» **TASK REQUIREMENTS**: Scan the following material for the string "styles" and copy each line in which it appears.

» **SOURCE DATA**:
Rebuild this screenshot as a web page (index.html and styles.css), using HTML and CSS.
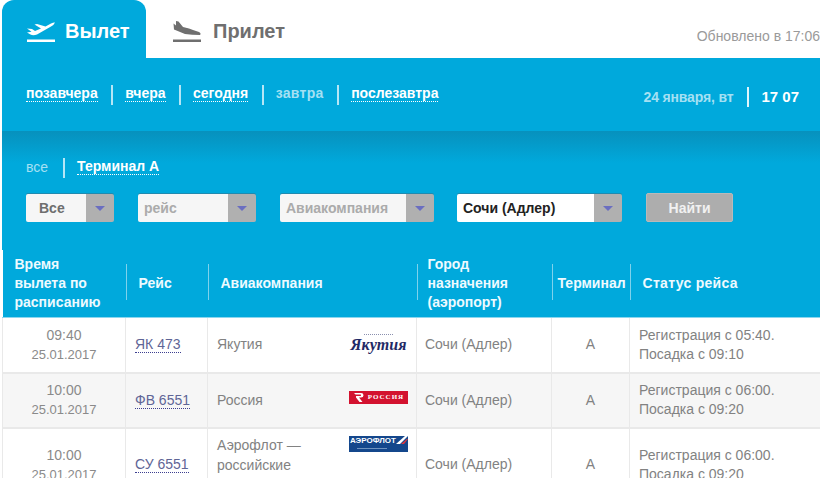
FILE: index.html
```html
<!DOCTYPE html>
<html lang="ru">
<head>
    <meta charset="UTF-8">
    <title>Табло вылета</title>
    <link rel="stylesheet" href="styles.css">
</head>
<body>
    <div class="board">
        <div class="tabs">
            <a class="tab tab-active">
                <svg class="tab-icon" width="30" height="24" viewBox="0 0 30 24">
                    <path d="M1 8.5 L6 9 L9 11 L15 8.5 L8.5 4.5 L11 4 L19.5 6.5 L25 3.5 Q28 2 29 2.5 Q28 5 25 6.5 L11 14.5 Q7 16 4.5 14.5 L1 12.5 L5.5 11.8 Z" fill="#fff"/>
                    <rect x="1" y="19.5" width="28" height="2.5" fill="#fff"/>
                </svg>
                Вылет
            </a>
            <a class="tab">
                <svg class="tab-icon" width="30" height="24" viewBox="0 0 30 24">
                    <path d="M4 1 L6.5 1.5 L11 7 L17 8.5 L21 10 L27 12 Q29.5 13.5 28 15 Q20 15 13 14 L2 9.5 L1.5 3.5 L4 5.5 Z" fill="#6f6f6f"/>
                    <rect x="1" y="19.5" width="28" height="2.5" fill="#6f6f6f"/>
                </svg>
                Прилет
            </a>
            <span class="updated">Обновлено в 17:06</span>
        </div>

        <div class="days">
            <nav class="links">
                <a class="link">позавчера</a>
                <a class="link">вчера</a>
                <a class="link">сегодня</a>
                <a class="link link-off">завтра</a>
                <a class="link">послезавтра</a>
            </nav>
            <div class="now">
                <span class="now-date">24 января, вт</span>
                <span class="now-time">17 07</span>
            </div>
        </div>

        <div class="filters">
            <nav class="links links-small">
                <a class="link link-off">все</a>
                <a class="link">Терминал А</a>
            </nav>
            <div class="search">
                <div class="select select-all"><span class="select-text text-dim">Все</span><span class="select-arrow"></span></div>
                <div class="select select-flight"><span class="select-text text-hint">рейс</span><span class="select-arrow"></span></div>
                <div class="select select-airline"><span class="select-text text-hint">Авиакомпания</span><span class="select-arrow"></span></div>
                <div class="select select-city"><span class="select-text text-dark">Сочи (Адлер)</span><span class="select-arrow"></span></div>
                <button class="find">Найти</button>
            </div>
        </div>

        <table class="flights">
            <colgroup>
                <col class="col-time">
                <col class="col-flight">
                <col class="col-airline">
                <col class="col-city">
                <col class="col-term">
                <col class="col-status">
            </colgroup>
            <thead>
                <tr>
                    <th class="th-first"><span class="th-in">Время<br>вылета по<br>расписанию</span></th>
                    <th class="th-flight"><span class="th-in">Рейс</span></th>
                    <th class="th-airline"><span class="th-in">Авиакомпания</span></th>
                    <th class="th-city"><span class="th-in">Город<br>назначения<br>(аэропорт)</span></th>
                    <th class="th-term"><span class="th-in">Терминал</span></th>
                    <th class="th-status"><span class="th-in">Статус рейса</span></th>
                </tr>
            </thead>
            <tbody>
                <tr>
                    <td class="time">09:40<small>25.01.2017</small></td>
                    <td><a class="flight">ЯК 473</a></td>
                    <td>
                        <div class="airline">
                            <span>Якутия</span>
                            <span class="logo logo-yak">Якутия</span>
                        </div>
                    </td>
                    <td class="city">Сочи (Адлер)</td>
                    <td class="term">А</td>
                    <td class="status">Регистрация с 05:40.<br>Посадка с 09:10</td>
                </tr>
                <tr class="row-alt">
                    <td class="time">10:00<small>25.01.2017</small></td>
                    <td><a class="flight">ФВ 6551</a></td>
                    <td>
                        <div class="airline">
                            <span>Россия</span>
                            <span class="logo logo-ros">
                                <svg width="11" height="9" viewBox="0 0 11 9">
                                    <path d="M1 0 H8 Q10.5 0 10.5 2.3 Q10.5 4.6 8 4.6 H6 L9.5 9 H6.5 L3 4.6 V3 H7.5 Q8 3 8 2.3 Q8 1.6 7.5 1.6 H2.5 Z" fill="#fff"/>
                                </svg>
                                РОССИЯ
                            </span>
                        </div>
                    </td>
                    <td class="city">Сочи (Адлер)</td>
                    <td class="term">А</td>
                    <td class="status">Регистрация с 06:00.<br>Посадка с 09:20</td>
                </tr>
                <tr>
                    <td class="time">10:00<small>25.01.2017</small></td>
                    <td><a class="flight">СУ 6551</a></td>
                    <td>
                        <div class="airline airline-top">
                            <span>Аэрофлот —<br>российские<br>авиалинии</span>
                            <span class="logo logo-afl">
                                АЭРОФЛОТ
                                <svg class="afl-wing" width="12" height="8" viewBox="0 0 12 8">
                                    <path d="M0 8 L9 0 H12 L4 8 Z" fill="#fff"/>
                                    <path d="M5 8 L11 3 H12 L8 8 Z" fill="#e0363c"/>
                                </svg>
                            </span>
                        </div>
                    </td>
                    <td class="city">Сочи (Адлер)</td>
                    <td class="term">А</td>
                    <td class="status">Регистрация с 06:00.<br>Посадка с 09:20</td>
                </tr>
            </tbody>
        </table>
    </div>
</body>
</html>
```

FILE: styles.css
```css
html, body {
    margin: 0;
    height: 478px;
    overflow: hidden;
    background: #fff;
}
body {
    font-family: "Liberation Sans", Arial, sans-serif;
    color: #828282;
}
.board {
    width: 818px;
    margin-left: 2px;
}

/* tabs */
.tabs {
    display: flex;
    height: 58px;
}
.tab {
    display: flex;
    align-items: center;
    gap: 9px;
    width: 144px;
    box-sizing: border-box;
    padding: 4px 0 0 24px;
    font-size: 20px;
    font-weight: bold;
    color: #6f6f6f;
}
.tab + .tab {
    gap: 11px;
    padding-left: 26px;
}
.tab-active {
    background: #00a9dc;
    border-radius: 12px 12px 0 0;
    color: #fff;
}
.tab-icon {
    flex: none;
    margin-top: 1px;
}
.updated {
    margin-left: auto;
    margin-top: 28px;
    font-size: 14px;
    color: #9a9a9a;
    white-space: nowrap;
}

/* day links */
.days {
    display: flex;
    justify-content: space-between;
    align-items: center;
    height: 73px;
    box-sizing: border-box;
    padding: 0 21px 2px 24px;
    background: #00a9dc;
}
.links {
    display: flex;
    align-items: center;
}
.link {
    font-size: 14px;
    font-weight: bold;
    color: #fff;
    border-bottom: 1px dotted #fff;
    line-height: 15px;
}
.link + .link {
    position: relative;
    margin-left: 27.5px;
}
.link + .link::before {
    content: "";
    position: absolute;
    left: -14px;
    top: -1px;
    width: 2px;
    height: 20px;
    background: #b5e6f6;
}
.link-off {
    color: #a5e0f3;
    border-bottom: 0;
    letter-spacing: .3px;
}
.now {
    display: flex;
    align-items: center;
    margin-top: 6px;
    font-size: 14px;
    font-weight: bold;
    color: #a5e0f3;
}
.now-date {
    letter-spacing: -.15px;
}
.now-time {
    margin-left: 14px;
    padding-left: 12px;
    border-left: 2px solid #dff5fc;
    font-size: 15px;
    line-height: 20px;
    color: #fff;
}

/* filters */
.filters {
    height: 119px;
    box-sizing: border-box;
    padding: 28px 0 0 24px;
    background: linear-gradient(#0791bd, #00a9dc 32px);
}
.links-small .link-off {
    font-weight: normal;
    letter-spacing: 0;
}
.links-small .link + .link {
    margin-left: 29px;
}
.search {
    display: flex;
    align-items: flex-start;
    margin-top: 19px;
}
.select {
    display: flex;
    height: 28px;
    border-radius: 2px;
    box-shadow: 0 -1px 0 rgba(70, 100, 120, .45);
    overflow: hidden;
    font-size: 14px;
    font-weight: bold;
}
.select-text {
    flex: 1;
    padding-left: 6px;
    line-height: 28px;
    background: #f6f6f6;
}
.select-arrow {
    position: relative;
    flex: none;
    width: 28px;
    background: #b0b0b0;
}
.select-arrow::after {
    content: "";
    position: absolute;
    left: 9px;
    top: 12px;
    border-style: solid;
    border-width: 5px 5px 0;
    border-color: #6a6ec0 transparent transparent;
}
.select-all {
    width: 88px;
}
.select-all .select-text {
    padding-left: 13px;
}
.select-flight {
    width: 118px;
    margin-left: 24px;
}
.select-airline {
    width: 154px;
    margin-left: 24px;
}
.select-city {
    width: 165px;
    margin-left: 23px;
}
.select-city .select-text {
    background: #fff;
}
.text-dim {
    color: #6e6e6e;
}
.text-hint {
    color: #ababab;
}
.text-dark {
    color: #222;
}
.find {
    width: 87px;
    height: 29px;
    margin: -1px 0 0 24px;
    padding: 0;
    border: 1px solid #b9b9b9;
    border-radius: 2px;
    background: #adadad;
    color: #f1f1f1;
    font: bold 14px "Liberation Sans", Arial, sans-serif;
}

/* table */
.flights {
    width: 818px;
    table-layout: fixed;
    border-collapse: collapse;
    font-size: 14px;
}
.col-time { width: 123px; }
.col-flight { width: 82px; }
.col-airline { width: 209px; }
.col-city { width: 135px; }
.col-term { width: 78px; }
.flights th {
    position: relative;
    height: 67px;
    padding: 0 0 0 12px;
    background: #00a9dc;
    border-bottom: 1px solid #8cd6ee;
    color: #eefaff;
    font-size: 14px;
    line-height: 19px;
    text-align: left;
}
.flights th + th::before {
    content: "";
    position: absolute;
    left: 0;
    top: 14px;
    width: 1px;
    height: 36px;
    background: #7fd2ec;
}
.flights .th-flight {
    padding-left: 13px;
}
.flights .th-airline {
    padding-left: 13px;
}
.flights .th-city {
    padding-left: 11px;
}
.flights .th-term {
    padding-left: 6px;
}
.flights .th-status {
    padding-left: 13px;
    letter-spacing: .3px;
}
.flights td {
    height: 55px;
    padding: 0 0 0 9px;
    border: 2px solid #e9e9e9;
    border-width: 0 1px 2px;
    line-height: 19px;
    box-sizing: border-box;
}
.flights td:last-child {
    border-right: 0;
}
.row-alt td {
    background: #f6f6f6;
}
.flights .time {
    padding: 0;
    text-align: center;
    color: #8a8a8a;
}
.time small {
    display: block;
    font-size: 13px;
}
.flights .city {
    padding-left: 8px;
}
.flights .term {
    padding: 0;
    text-align: center;
}
.flights .status {
    line-height: 19px;
}
.flight {
    color: #5f6596;
    border-bottom: 1px dotted #3d3f90;
}
.airline {
    display: flex;
    justify-content: space-between;
    align-items: center;
    padding-right: 8px;
}
.airline-top {
    align-items: flex-start;
    padding-top: 6px;
    padding-bottom: 6px;
    line-height: 20px;
}
.logo {
    display: flex;
    flex: none;
    align-items: center;
    justify-content: center;
    width: 59px;
    white-space: nowrap;
}
.logo-yak {
    position: relative;
    height: 15px;
    margin-bottom: 1px;
    font: italic bold 16px/15px "Liberation Serif", serif;
    color: #1f2a66;
}
.logo-yak::before {
    content: "";
    position: absolute;
    left: 15px;
    right: 15px;
    top: -3px;
    border-top: 1px dotted #8a8fae;
}
.logo-ros {
    gap: 4px;
    height: 13px;
    margin-bottom: 6px;
    background: #d3122f;
    color: #fff;
    font: bold 7px/13px "Liberation Serif", serif;
    letter-spacing: 1px;
}
.logo-afl {
    position: relative;
    justify-content: flex-start;
    align-items: flex-start;
    height: 16px;
    margin-top: 1px;
    padding-left: 1px;
    box-sizing: border-box;
    overflow: hidden;
    background: #14478c;
    color: #fff;
    font: bold 8px/10px "Liberation Sans", sans-serif;
}
.logo-afl::after {
    content: "";
    position: absolute;
    left: 8px;
    bottom: 3px;
    width: 30px;
    height: 1px;
    background: #6f93bf;
}
.afl-wing {
    position: absolute;
    right: 0;
    top: 0;
}
```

» **EXERCISE OUTPUT**:
Rebuild this screenshot as a web page (index.html and styles.css), using HTML and CSS.
    <link rel="stylesheet" href="styles.css">
FILE: styles.css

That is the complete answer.